Among the most popular artists of the 20th century, Warhol lived as an openly gay man in New York City and his legacy continues to exert major influence in the art world today.1 Warhol’s graphic style relates to the unique works on paper by artists David Wojnarowicz and Arturo Herrera; their imagery is appropriated from similar sources of mass culture and advertising. Wojnarowicz was a provocative artist whose work in visual art, poetry and performance is widely respected for its political activism, while Herrera is more interested in using his source material in abstract and playful experimentations.

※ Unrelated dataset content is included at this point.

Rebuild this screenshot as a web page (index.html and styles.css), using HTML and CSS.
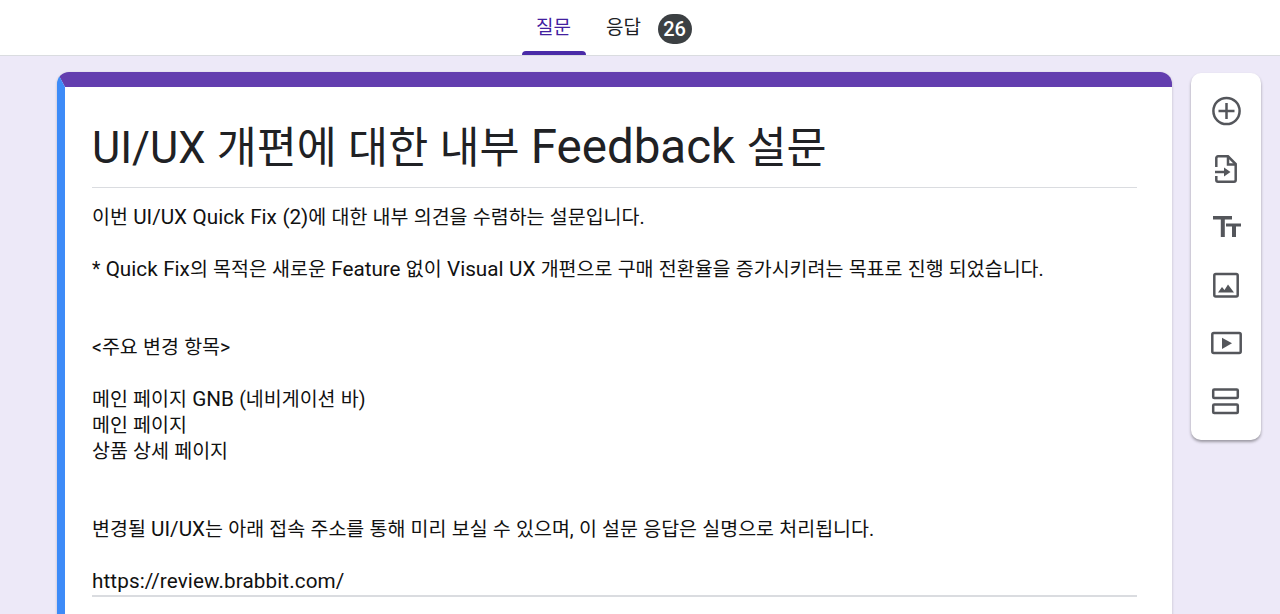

Joey Kirkpatrick uses drawing as her preferred practice. She renders realistic subjects – in Cordwood 4: Cherry I tree stumps may have a symbolic theme underlying, as if standing in for actual figures. The human body is most directly engaged by several young talents: Jess Dugan, Paul Mpagi Sepuya and Dorothée Smith. Using photography as their primary tool, these artists explore themes of identity, gender and community to create images that are at once straightforward and poetic.

1.Watson, Steven. Factory Made Warhol and the Sixties, 2003, Pantheon.